Editorial: Good investment

Funding services that help paroled prison inmates succeed on the outside is a good investment for Kansas taxpayers.

When the state faces so many financial needs for schools, highways, social programs and other responsibilities, why should Kansas taxpayers spend money on programs to help prison inmates?

Because, in most cases, those inmates will eventually leave prison and either successfully re-enter society or continue to be a threat to those around them. In many cases, they will end up back in custody, where they not only will be wasting their lives but also creating many costs for taxpayers in the form of law enforcement, court expenses and prison services.

Programs that help inmates cope with life on the outside may not be a popular way to spend money, but money spent on those programs has a direct effect on the long-term costs to the state to adjudicate and house offenders.

That was one of the points Kansas Secretary of Corrections Ray Roberts attempted to make this week to members of the House Committee on Corrections and Juvenile Justice.

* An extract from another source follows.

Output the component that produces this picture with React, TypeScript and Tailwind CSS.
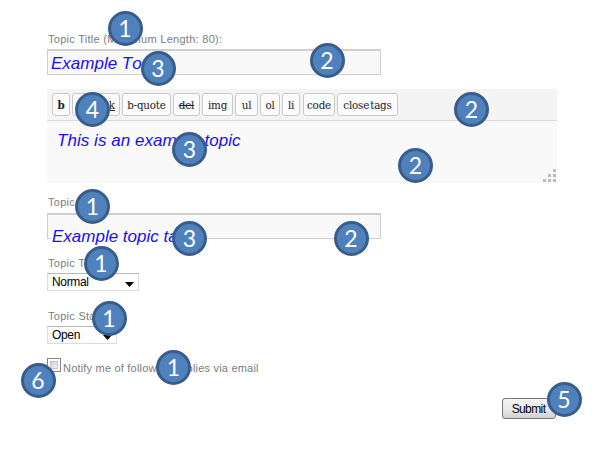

Budget cuts over the last few years, he said, have forced Kansas facilities to release many inmates without the substance abuse treatment or behavioral skills training they need. Without those programs, many offenders will either commit additional crimes or violate their parole and find themselves back in custody, he said.

Roberts had some startling data to support his case. Since fiscal year 2009, the department’s budget for re-entry services (mentoring, transitional housing, etc.) has been cut by 46 percent; the budget for offender programs (education and substance abuse programs) by 59 percent. The result is that only a fraction of inmates being released have received the services they need. Perhaps the most stark figures concerned programs for substance abuse. A total of 3,304 offenders released in the last fiscal year were judged to need substance abuse programs. Because of budget cuts, only 10 percent of those inmates received that assistance. It should be no surprise that more than half the former inmates who violated their paroles or committed another crime — and returned to prison — last year had been identified as having substance abuse problems.

Some of the most discouraging figures presented by Roberts related to juvenile offenders. This is the group whose members seem to have the greatest chance of turning their lives, and yet around 40 percent of the 881 juveniles released in 2008 and 2009 were back in custody within 36 months. About 8 percent of them had committed new juvenile offenses and about 15 percent had been convicted as adults.

Although the state approved two-year budgets for most agencies last year, the governor vetoed the second year of the Department of Corrections budget because the proposed cuts could be a threat to public safety. As legislators consider Corrections funding this year, they should look back at the figures presented by Roberts on Tuesday. One inmate costs the state $3,398 a year. Every inmate who leaves the corrections system — and stays out — saves the state $3,398 a year and reduces the need for additional prison facilities. Investing in programs that keep inmates from returning to the system benefits both the individual offenders and the state as a whole.